"""
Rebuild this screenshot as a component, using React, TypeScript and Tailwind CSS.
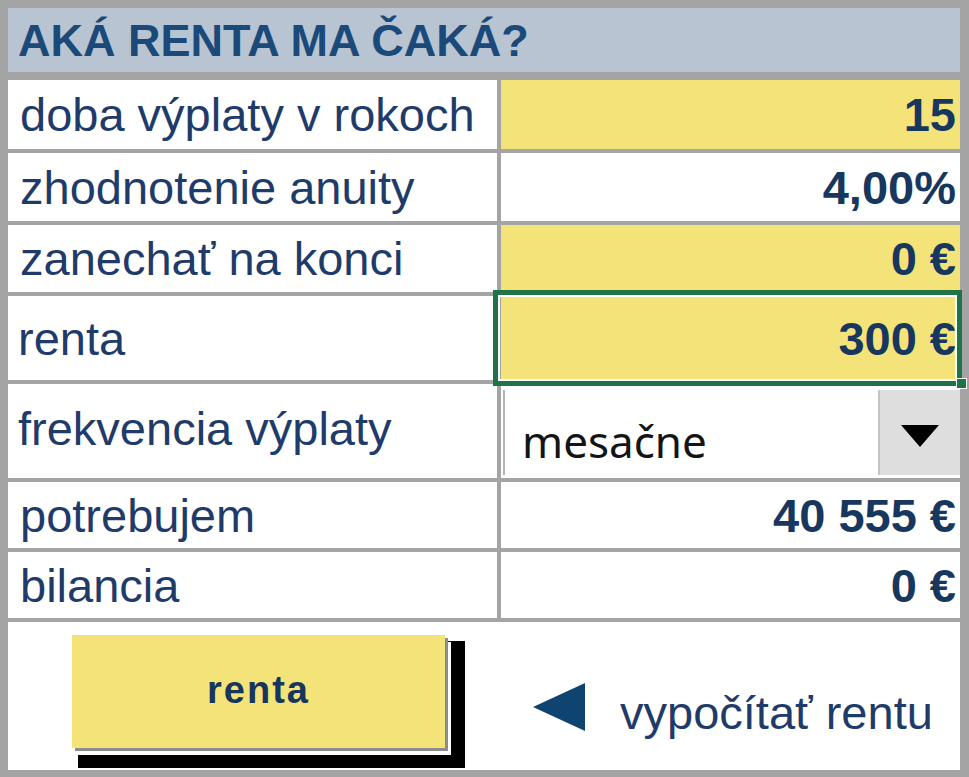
const labelCls = "text-[47px] leading-none text-[#1f3b6a] whitespace-nowrap"
const valueCls = "text-[47px] font-bold leading-none text-[#17375e] whitespace-nowrap"

function Row({ h, label, value, yellow }: { h: string; label: string; value: string; yellow?: boolean }) {
  return (
    <div className={`grid grid-cols-[489px_459px] gap-x-[4px] ${h}`}>
      <div className="bg-white flex items-center pl-[12px]">
        <span className={labelCls}>{label}</span>
      </div>
      <div className={`${yellow ? "bg-[#f3e379]" : "bg-white"} flex items-center justify-end pr-[4px]`}>
        <span className={valueCls}>{value}</span>
      </div>
    </div>
  )
}

export default function App() {
  return (
    <div className="w-[969px] h-[777px] bg-[#a4a4a4] pt-[8px] pl-[8px] pr-[9px] pb-[7px] font-['Liberation_Sans',Arial,sans-serif] overflow-hidden">
      <div className="flex flex-col gap-[4px]">
        {/* header */}
        <div className="h-[64px] mb-[4px] bg-[#b8c4d1] flex items-center pl-[10px]">
          <span className="text-[45px] font-bold leading-none text-[#1b4a7a] whitespace-nowrap">AKÁ RENTA MA ČAKÁ?</span>
        </div>

        <Row h="h-[69px]" label="doba výplaty v rokoch" value="15" yellow />
        <Row h="h-[68px]" label="zhodnotenie anuity" value="4,00%" />
        <Row h="h-[67px]" label="zanechať na konci" value="0 €" yellow />

        {/* selected cell */}
        <div className="grid grid-cols-[489px_459px] gap-x-[4px] h-[84px]">
          <div className="bg-white flex items-center pl-[10px]">
            <span className={labelCls}>renta</span>
          </div>
          <div className="relative bg-[#f3e379] flex items-center justify-end pr-[4px]">
            <span className={valueCls}>300 €</span>
            <div className="absolute -left-[8px] -top-[6px] -right-[2px] -bottom-[6px] border-[5px] border-[#217346] shadow-[inset_0_0_0_2px_#ffffff]" />
            <div className="absolute -right-[7px] -bottom-[9px] w-[11px] h-[11px] bg-[#217346] border border-white" />
          </div>
        </div>

        {/* dropdown row */}
        <div className="grid grid-cols-[489px_459px] gap-x-[4px] h-[94px]">
          <div className="bg-white flex items-center pl-[10px] pb-[6px]">
            <span className={labelCls}>frekvencia výplaty</span>
          </div>
          <div className="bg-white flex pl-[2px] pt-[6px] pb-[3px]">
            <div className="flex-1 flex border-l-[2px] border-[#b4b4b4]">
              <div className="flex-1 flex items-end pl-[17px] pb-[12px]">
                <span className="font-['Noto_Sans',sans-serif] text-[44px] leading-none text-[#141414]">mesačne</span>
              </div>
              <div className="w-[82px] bg-[#dedede] border-l-[2px] border-[#c4c4c4] flex items-center justify-center pt-[6px]">
                <svg width="38" height="22" viewBox="0 0 38 22">
                  <polygon points="0,0 38,0 19,22" fill="#000000" />
                </svg>
              </div>
            </div>
          </div>
        </div>

        <Row h="h-[66px]" label="potrebujem" value="40 555 €" />
        <Row h="h-[66px]" label="bilancia" value="0 €" />

        {/* bottom area */}
        <div className="h-[148px] bg-white flex items-start pl-[64px] pt-[13px]">
          <div className="w-[373px] h-[113px] bg-[#f3e379] flex items-center justify-center shadow-[3px_3px_0_#8c8c8c,6px_7px_0_#ffffff,13px_13px_0_7px_#000000]">
            <span className="text-[38px] font-bold leading-none tracking-[2px] text-[#17365d] -mt-[4px]">renta</span>
          </div>
          <div className="ml-[88px] mt-[42px] flex items-center gap-[35px]">
            <svg width="52" height="48" viewBox="0 0 52 48">
              <polygon points="0,24 52,0 52,48" fill="#0f4470" />
            </svg>
            <span className={`${labelCls} pt-[12px]`}>vypočítať rentu</span>
          </div>
        </div>
      </div>
    </div>
  )
}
"""
What you should do:
Your task is to restate word for word the lines from the top of the data to the line containing "font-bold leading-none text-[#17375e]", both ends included, with every picture left out.

Answer to this problem:
Rebuild this screenshot as a component, using React, TypeScript and Tailwind CSS.
const labelCls = "text-[47px] leading-none text-[#1f3b6a] whitespace-nowrap"
const valueCls = "text-[47px] font-bold leading-none text-[#17375e] whitespace-nowrap"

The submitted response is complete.